I have bought a book about business in Ebay. There are many texts and exercises in it, but unfortunately no answers. So it is possible that I often need your help. Thanks in advance.
Here is my first question:
One part of this book is about Strike.
There's a text and questions to the text. One paragraph of the text is:
Mabel Richards, a Ford workers's wife at Dagenham, says: "The next time my Tom strikes, I will strike too. I'm sick to death of strikes. They're not only crippling the country and sending up the cost of living, they're also making life unbearable for wives and mothers."
What does "they're not only crippling the county" mean? What is the meaning of "mothers" in that context. Are the mothers of the workers mean, or are the wives, who's also mothers, mean.

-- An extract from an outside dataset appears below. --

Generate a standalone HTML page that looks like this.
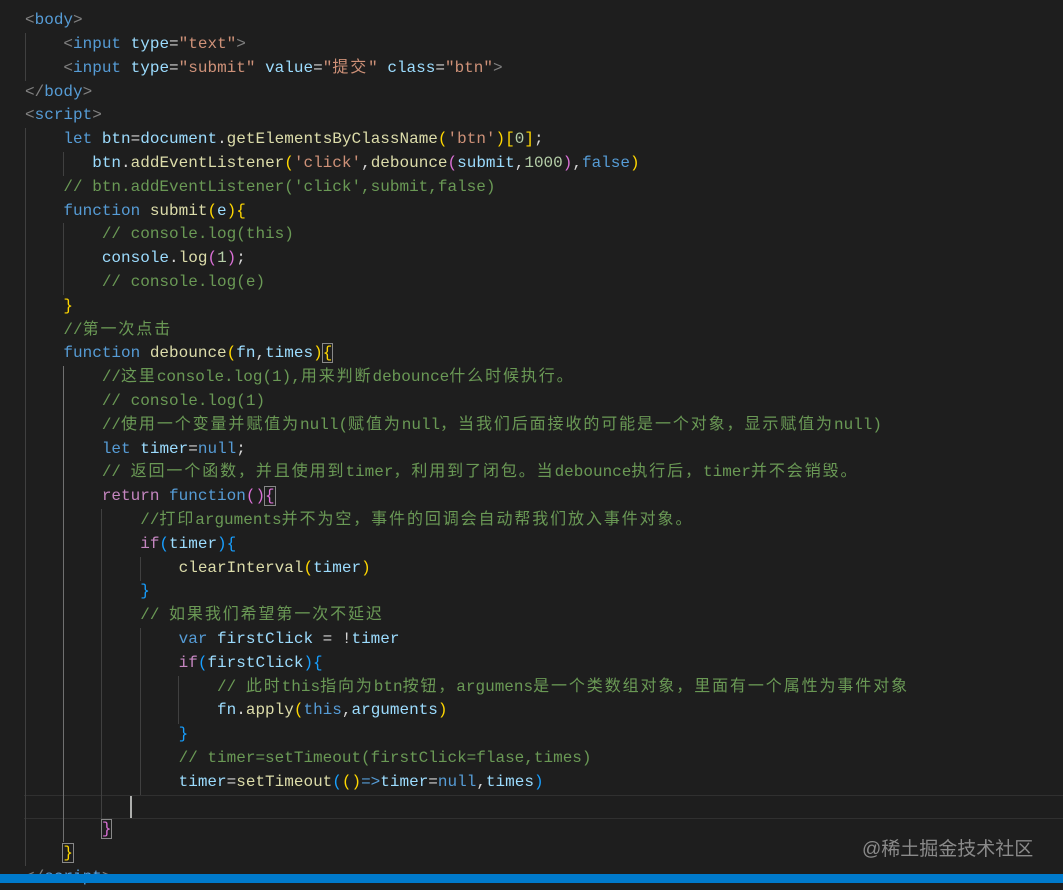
<!DOCTYPE html>
<html><head><meta charset="utf-8"><style>
body{margin:0;width:1063px;height:883px;background:#1e1e1e;overflow:hidden;position:relative;font-family:"Liberation Mono","Noto Sans CJK SC",monospace;font-size:16px;color:#d4d4d4}
.l{position:absolute;left:25px;height:23.8px;line-height:23.8px;white-space:pre}
.t{color:#808080}.n{color:#569cd6}.a{color:#9cdcfe}.s{color:#ce9178}.k{color:#569cd6}.c{color:#c586c0}.v{color:#9cdcfe}.f{color:#dcdcaa}.m{color:#6a9955}.num{color:#b5cea8}.y{color:#ffd700}.p{color:#da70d6}.b{color:#179fff}
.z{font-family:"Noto Sans CJK SC",sans-serif;letter-spacing:1.9px;line-height:10px}
.g{position:absolute;width:1px;background:#404040}
.bx{outline:1px solid #888}
</style></head><body>
<div style="position:absolute;left:24px;right:0;top:795px;height:22px;border-top:1px solid #303030;border-bottom:1px solid #303030"></div>
<div class="g" style="left:25px;top:33px;height:48px"></div>
<div class="g" style="left:25px;top:128px;height:738px"></div>
<div class="g" style="left:63px;top:152px;height:24px"></div>
<div class="g" style="left:63px;top:223px;height:72px"></div>
<div class="g" style="left:63px;top:366px;height:476px;background:#707070"></div>
<div class="g" style="left:101px;top:509px;height:310px"></div>
<div class="g" style="left:140px;top:557px;height:24px"></div>
<div class="g" style="left:140px;top:628px;height:167px"></div>
<div class="g" style="left:178px;top:676px;height:48px"></div>
<div style="position:absolute;left:130px;top:796px;width:2px;height:22px;background:#aeafad"></div>

<div class="l" style="top:-14.7px"><span class="t">&lt;/</span><span class="n">head</span><span class="t">&gt;</span></div>
<div class="l" style="top:9.1px"><span class="t">&lt;</span><span class="n">body</span><span class="t">&gt;</span></div>
<div class="l" style="top:32.9px">    <span class="t">&lt;</span><span class="n">input</span> <span class="a">type</span>=<span class="s">"text"</span><span class="t">&gt;</span></div>
<div class="l" style="top:56.7px">    <span class="t">&lt;</span><span class="n">input</span> <span class="a">type</span>=<span class="s">"submit"</span> <span class="a">value</span>=<span class="s">"<span class="z">提交</span>"</span> <span class="a">class</span>=<span class="s">"btn"</span><span class="t">&gt;</span></div>
<div class="l" style="top:80.5px"><span class="t">&lt;/</span><span class="n">body</span><span class="t">&gt;</span></div>
<div class="l" style="top:104.3px"><span class="t">&lt;</span><span class="n">script</span><span class="t">&gt;</span></div>
<div class="l" style="top:128.1px">    <span class="k">let</span> <span class="v">btn</span>=<span class="v">document</span>.<span class="f">getElementsByClassName</span><span class="y">(</span><span class="s">'btn'</span><span class="y">)[</span><span class="num">0</span><span class="y">]</span>;</div>
<div class="l" style="top:151.9px">       <span class="v">btn</span>.<span class="f">addEventListener</span><span class="y">(</span><span class="s">'click'</span>,<span class="f">debounce</span><span class="p">(</span><span class="v">submit</span>,<span class="num">1000</span><span class="p">)</span>,<span class="k">false</span><span class="y">)</span></div>
<div class="l m" style="top:175.7px">    // btn.addEventListener('click',submit,false)</div>
<div class="l" style="top:199.5px">    <span class="k">function</span> <span class="f">submit</span><span class="y">(</span><span class="v">e</span><span class="y">){</span></div>
<div class="l m" style="top:223.3px">        // console.log(this)</div>
<div class="l" style="top:247.1px">        <span class="v">console</span>.<span class="f">log</span><span class="p">(</span><span class="num">1</span><span class="p">)</span>;</div>
<div class="l m" style="top:270.9px">        // console.log(e)</div>
<div class="l" style="top:294.7px">    <span class="y">}</span></div>
<div class="l m" style="top:318.5px">    //<span class="z">第一次点击</span></div>
<div class="l" style="top:342.3px">    <span class="k">function</span> <span class="f">debounce</span><span class="y">(</span><span class="v">fn</span>,<span class="v">times</span><span class="y">)</span><span class="y bx">{</span></div>
<div class="l m" style="top:366.1px">        //<span class="z">这里</span>console.log(1),<span class="z">用来判断</span>debounce<span class="z">什么时候执行。</span></div>
<div class="l m" style="top:389.9px">        // console.log(1)</div>
<div class="l m" style="top:413.7px">        //<span class="z">使用一个变量并赋值为</span>null(<span class="z">赋值为</span>null<span class="z">，当我们后面接收的可能是一个对象，显示赋值为</span>null)</div>
<div class="l" style="top:437.5px">        <span class="k">let</span> <span class="v">timer</span>=<span class="k">null</span>;</div>
<div class="l m" style="top:461.3px">        // <span class="z">返回一个函数，并且使用到</span>timer<span class="z">，利用到了闭包。当</span>debounce<span class="z">执行后，</span>timer<span class="z">并不会销毁。</span></div>
<div class="l" style="top:485.1px">        <span class="c">return</span> <span class="k">function</span><span class="p">()</span><span class="p bx">{</span></div>
<div class="l m" style="top:508.9px">            //<span class="z">打印</span>arguments<span class="z">并不为空，事件的回调会自动帮我们放入事件对象。</span></div>
<div class="l" style="top:532.7px">            <span class="c">if</span><span class="b">(</span><span class="v">timer</span><span class="b">){</span></div>
<div class="l" style="top:556.5px">                <span class="f">clearInterval</span><span class="y">(</span><span class="v">timer</span><span class="y">)</span></div>
<div class="l" style="top:580.3px">            <span class="b">}</span></div>
<div class="l m" style="top:604.1px">            // <span class="z">如果我们希望第一次不延迟</span></div>
<div class="l" style="top:627.9px">                <span class="k">var</span> <span class="v">firstClick</span> = !<span class="v">timer</span></div>
<div class="l" style="top:651.7px">                <span class="c">if</span><span class="b">(</span><span class="v">firstClick</span><span class="b">){</span></div>
<div class="l m" style="top:675.5px">                    // <span class="z">此时</span>this<span class="z">指向为</span>btn<span class="z">按钮，</span>argumens<span class="z">是一个类数组对象，里面有一个属性为事件对象</span></div>
<div class="l" style="top:699.3px">                    <span class="v">fn</span>.<span class="f">apply</span><span class="y">(</span><span class="k">this</span>,<span class="v">arguments</span><span class="y">)</span></div>
<div class="l" style="top:723.1px">                <span class="b">}</span></div>
<div class="l m" style="top:746.9px">                // timer=setTimeout(firstClick=flase,times)</div>
<div class="l" style="top:770.7px">                <span class="v">timer</span>=<span class="f">setTimeout</span><span class="b">(</span><span class="y">()</span><span class="k">=&gt;</span><span class="v">timer</span>=<span class="k">null</span>,<span class="v">times</span><span class="b">)</span></div>
<div class="l" style="top:818.3px">        <span class="p bx">}</span></div>
<div class="l" style="top:842.1px">    <span class="y bx">}</span></div>
<div class="l" style="top:865.9px"><span class="t">&lt;/</span><span class="n">script</span><span class="t">&gt;</span></div>
<div style="position:absolute;left:862px;top:834px;font-family:'Liberation Sans','Noto Sans CJK SC',sans-serif;font-size:19px;color:#8a8a8a;white-space:nowrap">@稀土掘金技术社区</div>
<div style="position:absolute;left:0;right:0;top:874px;height:9px;background:#007acc"></div>
</body></html>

One question of the text is:
In what ways may strikes make life unbearable for wives and mothers?
I have no idea about this. Mabal Richard says that the strikes were not only sending up the cost of living, they were also making life unbearable for wives and mothers. So the answer couldn't be the less money they have.
I would be very glad, if can give me some advices and corrections.
Thanks in advance,
Lost productivity through strikes will have a negative effect on the economy, which drives up the cost of living. It sounds as if they are talking about the 1970s, when British car companies were always on strike, losing orders, not meeting deadlines, and going bankrupt. This is what is meant by 'crippling the country'. Productivity was low, as was quality with all the disruptions, so no one wanted to buy British cars. That's why our car industry disappeared. I presume the use of mothers is to include unmarried workers, to show that all women were affected by the strikes.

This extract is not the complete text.